O que se quer deixar claro é que, na situação em tela, o candidato - se encontra aprovado no concurso público e existem terceirizados, contratados temporários ou requisitados exercendo exatamente a mesma função do aprovado no certame -, deixa de ter expectativa de ser nomeado (cargo efetivo) e passa a ter direito a exigir a sua nomeação (cargo efetivo), já que há cargo efetivo  vago e previsão orçamentária.
Tudo porque,a entidade que assim age está, flagrantemente, infringindo o princípio do concurso público (art. 37, inciso II da Constituição da República), pois havendo candidatos aprovados, o procedimento correto a ser adotado pelo Poder Público, sob a regência do princípio da moralidade é a convocação dos mesmos.

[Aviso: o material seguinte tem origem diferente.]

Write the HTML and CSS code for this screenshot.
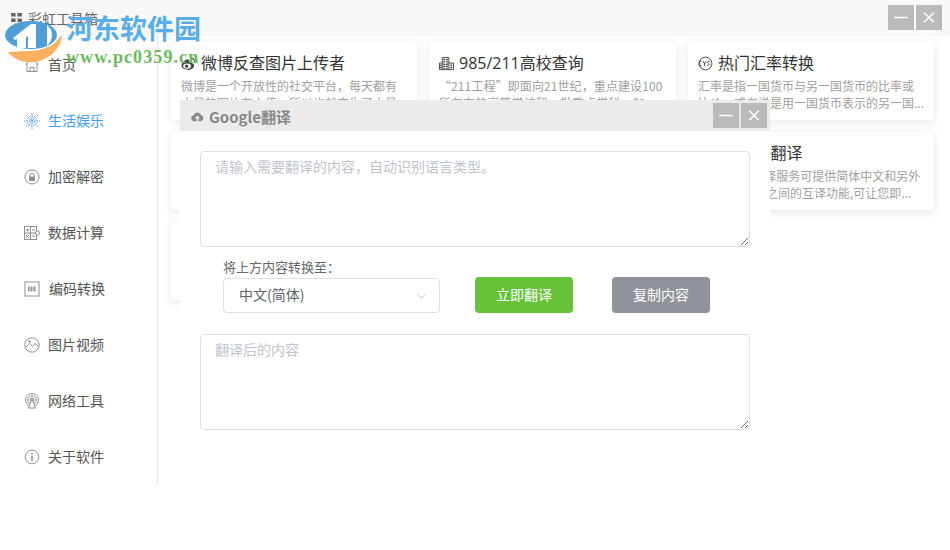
FILE: index.html
```html
<!DOCTYPE html>
<html lang="zh-CN">
<head>
<meta charset="utf-8">
<title>彩虹工具箱</title>
<link rel="stylesheet" href="styles.css">
</head>
<body>
<header class="topbar">
  <div class="brand">
    <svg class="brand-icon" viewBox="0 0 12 10"><path fill="#666" d="M0 0h5v4H0zM7 0h5v4H7zM0 6h5v4H0zM7 6h5v4H7z"/></svg>
    <span>彩虹工具箱</span>
  </div>
  <div class="winctl">
    <button class="winbtn"><svg viewBox="0 0 26 26"><path d="M6 13h14" stroke="#fff" stroke-width="1.6"/></svg></button>
    <button class="winbtn"><svg viewBox="0 0 26 26"><path d="M8 8l10 10M18 8L8 18" stroke="#fff" stroke-width="1.6"/></svg></button>
  </div>
</header>
<div class="main">
  <nav class="sidebar">
    <a class="nav"><svg class="nav-icon" viewBox="0 0 16 16" fill="none" stroke="#8f8f96"><path d="M1.5 7.5L8 1.5l6.500 6M3 6.500v8h10v-8M6 14.500v-4h4v4"/></svg><span>首页</span></a>
    <a class="nav active"><svg class="nav-icon" viewBox="0 0 16 16" fill="none" stroke="#5aa9ee" stroke-dasharray="1.500 1"><circle cx="8" cy="8" r="2.500"/><circle cx="8" cy="8" r="5"/><path d="M8 0v16M0 8h16M2 2l12 12M14 2L2 14"/></svg><span>生活娱乐</span></a>
    <a class="nav"><svg class="nav-icon" viewBox="0 0 16 16" fill="none" stroke="#8f8f96"><circle cx="8" cy="8" r="7"/><path fill="#8f8f96" stroke="none" d="M5 7.500h6V12H5z"/><path d="M6 7.500V6a2 2 0 0 1 4 0v1.500"/></svg><span>加密解密</span></a>
    <a class="nav"><svg class="nav-icon" viewBox="0 0 16 16" fill="none" stroke="#8f8f96"><rect x="0.500" y="1.500" width="12" height="13"/><path d="M0.500 8h12M6.500 1.500v13M2 5h3M3.500 3.500v3M2 10l3 3M5 10l-3 3M8 5h3M8 11h3"/><circle cx="13.500" cy="8" r="2" fill="#fff"/></svg><span>数据计算</span></a>
    <a class="nav"><svg class="nav-icon" viewBox="0 0 16 16" fill="none" stroke="#8f8f96"><rect x="1" y="1" width="14" height="14"/><path stroke-width="5" stroke-dasharray="1 0.500" d="M4 8h8"/></svg><span class="nudge">编码转换</span></a>
    <a class="nav"><svg class="nav-icon" viewBox="0 0 16 16" fill="none" stroke="#8f8f96"><circle cx="8" cy="8" r="7.200"/><path d="M1.500 10.500l4-4 3 3 2.500-3 3.500 3"/><circle cx="5.500" cy="4.500" r="0.800" fill="#8f8f96"/></svg><span>图片视频</span></a>
    <a class="nav"><svg class="nav-icon" viewBox="0 0 16 16" fill="none" stroke="#8f8f96"><circle cx="8" cy="7" r="6.500"/><circle cx="8" cy="7" r="4.200"/><circle cx="8" cy="7" r="2"/><path fill="#fff" d="M8 6l-3.500 9h7z"/></svg><span>网络工具</span></a>
    <a class="nav"><svg class="nav-icon" viewBox="0 0 16 16" fill="none" stroke="#8f8f96"><circle cx="8" cy="8" r="6.800"/><path stroke-width="1.500" d="M8 7v5M8 4v1.500"/></svg><span>关于软件</span></a>
  </nav>
  <section class="cards">
    <article class="card">
      <h3><svg class="card-icon" viewBox="0 0 16 16"><path fill="#444" d="M7 14.500c-3.500 0-6.500-1.700-6.500-4.300C.5 7.500 4.500 3.500 7 3.500c1.500 0 1.800 1.200 1.500 2.500 2-.8 3.700-.5 3.700 1 0 .4 0 .7-.2 1 1.200.3 2 1 2 2.200 0 2.400-3.200 4.800-7 4.800z"/><ellipse cx="6.500" cy="10.700" rx="4.200" ry="2.800" fill="#fff"/><circle cx="6" cy="10.800" r="1.700" fill="#444"/><path d="M10.500 2.500a3.500 3.500 0 0 1 4 4" fill="none" stroke="#444" stroke-width="1.200"/></svg>微博反查图片上传者</h3>
      <p>微博是一个开放性的社交平台，每天都有大量的图片在上传，所以也就产生了大量...</p>
    </article>
    <article class="card">
      <h3><svg class="card-icon" viewBox="0 0 16 16" fill="none" stroke="#444"><path d="M3.500 14.500V1.500h7v13M.5 14.500v-7h3M10.500 7.500h5v7M.5 14.500h15"/><path stroke-width="2" stroke-dasharray="1.500 1" d="M5.500 3v11M8.500 3v11M2 9v5M13 9v5"/></svg>985/211高校查询</h3>
      <p class="quoted">“211工程”即面向21世纪，重点建设100所左右的高等学校和一批重点学科，“9...</p>
    </article>
    <article class="card">
      <h3><svg class="card-icon" viewBox="0 0 16 16" fill="none" stroke="#444"><circle cx="8" cy="8" r="6.800"/><path d="M3.500 5.500a2.500 2.500 0 0 0 0 5M5.500 5.500l1.500 3 1.500-3M7 8.500v2.500M12.500 6c-2-1.500-3 .8-1.500 1.500s.8 3.200-1.500 2"/></svg>热门汇率转换</h3>
      <p>汇率是指一国货币与另一国货币的比率或比价，或者说是用一国货币表示的另一国...</p>
    </article>
    <article class="card"></article>
    <article class="card"></article>
    <article class="card">
      <h3><svg class="card-icon" viewBox="0 0 16 16"></svg>Google翻译</h3>
      <p>Google 的翻译服务可提供简体中文和另外100多种语言之间的互译功能,可让您即...</p>
    </article>
    <article class="card"></article>
  </section>
</div>

<div class="modal">
  <div class="modal-head">
    <div class="modal-title">
      <svg class="cloud" viewBox="0 0 14 11"><path fill="#888" d="M3.500 10.500a3 3 0 0 1-.5-6A4 4 0 0 1 10.700 4a3.300 3.300 0 0 1-.2 6.500H8V7.500h2L7 4.500l-3 3h2v3z"/></svg>
      <span>Google翻译</span>
    </div>
    <div class="winctl modal-ctl">
      <button class="winbtn"><svg viewBox="0 0 26 26"><path d="M6 13h14" stroke="#fff" stroke-width="1.600"/></svg></button>
      <button class="winbtn"><svg viewBox="0 0 26 26"><path d="M8 8l10 10M18 8L8 18" stroke="#fff" stroke-width="1.600"/></svg></button>
    </div>
  </div>
  <div class="modal-body">
    <textarea class="area" placeholder="请输入需要翻译的内容，自动识别语言类型。"></textarea>
    <div class="controls">
      <div class="pick">
        <label class="pick-label">将上方内容转换至：</label>
        <div class="select"><span>中文(简体)</span><svg class="chev" viewBox="0 0 12 7"><path d="M1 1l5 5 5-5" fill="none" stroke="#c0c4cc"/></svg></div>
      </div>
      <button class="btn btn-green">立即翻译</button>
      <button class="btn btn-gray">复制内容</button>
    </div>
    <textarea class="area" placeholder="翻译后的内容"></textarea>
  </div>
</div>

<div class="watermark">
  <svg class="wm-logo" viewBox="5 20 58 43">
    <path fill="#fbb160" d="M8 52C14 60 24 63 33 62C48 61 60 50 62 36C59 36 58 42 50 46C42 50 34 51 28 51C20 51 14 52 8 52Z"/>
    <ellipse cx="31" cy="35" rx="26" ry="14" fill="#4f9fd6"/>
    <path fill="#fff" d="M13 38L31 24H36V48H28V36L26 37.500V48H17V39L15 40Z"/>
    <path fill="#fff" d="M47 25Q52 29 52 35Q52 41 47 46Z"/>
  </svg>
  <div class="wm-text">
    <div class="wm-cn">河东软件园</div>
    <div class="wm-url">www.pc0359.cn</div>
  </div>
</div>
</body>
</html>
```
FILE: styles.css
```css
* { box-sizing: border-box; }
html, body { margin: 0; height: 100%; background: #fff; overflow: hidden; }
body { font-family: "Noto Sans CJK SC", "Noto Sans", sans-serif; color: #333; position: relative; }

.topbar { height: 36px; background: #f8f8f8; display: flex; justify-content: space-between; padding: 5px 8px 0 11px; }
.brand { display: flex; align-items: center; height: 25px; gap: 6px; font-size: 14px; color: #666; }
.brand-icon { width: 11px; height: 9px; }
.winctl { display: flex; gap: 2px; }
.winbtn { width: 26px; height: 25px; padding: 0; border: 0; background: #bbb; display: block; }
.winbtn svg { display: block; width: 26px; height: 25px; }

.main { display: flex; }
.sidebar { width: 158px; height: 448px; border-right: 1px solid #e6e6e6; flex: none; }
.nav { height: 56px; display: flex; align-items: center; padding-left: 24px; gap: 8px; font-size: 14px; color: #555; }
.nav.active { color: #409eff; }
.nav-icon { width: 16px; height: 16px; flex: none; margin-top: 2px; }
.nudge { margin-left: 1px; }

.cards { flex: 1; display: grid; grid-template-columns: 246px 247px 246px; grid-auto-rows: 78px; gap: 12px; padding: 6px 0 0 13px; align-content: start; }
.card { background: #fff; border-radius: 4px; box-shadow: 0 2px 10px rgba(60, 60, 90, .12); padding: 10px 10px 0; overflow: hidden; }
.card h3 { margin: 0; font-family: "Open Sans", "Noto Sans CJK SC", sans-serif; font-size: 16px; font-weight: 400; line-height: 22px; color: #333; display: flex; align-items: center; gap: 5px; white-space: nowrap; }
.card-icon { width: 15px; height: 15px; flex: none; }
.card p { margin: 3px 0 0; font-size: 12px; line-height: 17px; color: #a0a0a0; }
.card .quoted { letter-spacing: .1px; }

.modal { position: absolute; left: 180px; top: 100px; width: 590px; height: 350px; background: #fff; }
.modal-head { height: 31px; background: #ebebeb; display: flex; justify-content: space-between; padding: 3px 3px 0 11px; }
.modal-title { display: flex; align-items: center; height: 27px; gap: 5px; font-size: 15px; font-weight: 700; color: #888; }
.cloud { width: 13px; height: 11px; }
.modal-body { padding: 20px 20px 0; }
.area { display: block; width: 550px; height: 96px; border: 1px solid #dcdfe6; border-radius: 4px; padding: 3px 15px 5px 14px; font: 14px/22px "Noto Sans CJK SC", sans-serif; color: #606266; background: #fff; outline: 0; }
.area::placeholder { color: #c0c4cc; opacity: 1; }
.controls { display: flex; align-items: flex-end; height: 87px; padding: 0 0 21px 23px; }
.pick { width: 217px; margin-right: 35px; }
.pick-label { display: block; font-size: 13px; line-height: 16px; color: #666; margin-bottom: 2px; position: relative; top: -1px; }
.select { height: 35px; border: 1px solid #dcdfe6; border-radius: 4px; display: flex; align-items: center; justify-content: space-between; padding: 0 12px 0 15px; font-size: 14px; color: #606266; }
.select span { margin-top: -3px; }
.chev { width: 11px; height: 6px; }
.btn { width: 98px; height: 36px; border: 0; border-radius: 4px; color: #fff; font: 14px "Noto Sans CJK SC", sans-serif; padding: 0 0 2px; }
.btn-green { background: #67c23a; margin-right: 39px; }
.btn-gray { background: #909399; }

.watermark { position: absolute; left: 5px; top: 14px; display: flex; gap: 3px; pointer-events: none; }
.wm-logo { width: 58px; height: 43px; margin-top: 6px; flex: none; }
.wm-text { margin-top: -2px; }
.wm-cn { font: 700 27px/32px "Noto Sans CJK SC", sans-serif; color: #5aaee8; }
.wm-url { font: 700 18px/20px "Liberation Serif", serif; color: #6dbb5e; margin-top: 3px; letter-spacing: 1.100px; white-space: nowrap; }
```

Nessa situação, conforme explanado, o candidato passa a ter direito subjetivo de ser nomeado, deixando de ter mera expectativa de direito, conforme julgados acima transcritos.
A jurisprudência do STJ refere que não há direito subjetivo à nomeação de candidatos aprovados fora do número de vagas do Edital. Deixa esta nomeação a critério da Administração Pública caso haja necessidade. No caso da Instituição de Ensino, os fatos deixam evidente esta necessidade da Administração. Primeiro porque é fato notório a realização constante de processos seletivos simplificados realizados pela Instituição de Ensino. Segundo porque a falta de professor para ministrar aulas está sendo suprida com a presença em sal de aula de professor voluntário, o que deixa patente, neste contexto, a necessidade de professor.
[1]Dr. Bernardo Brandão Costa - Advogado Especialistas em Concursos Públicos e Servidores. http://www.pciconcursos.com.br/consultoria/direito-a-nomeacao-dentro-do-numero-de-vagas. Acessado em 28.4.2011
[2]www.stj.jus.br. Acessado em 4/5/2011.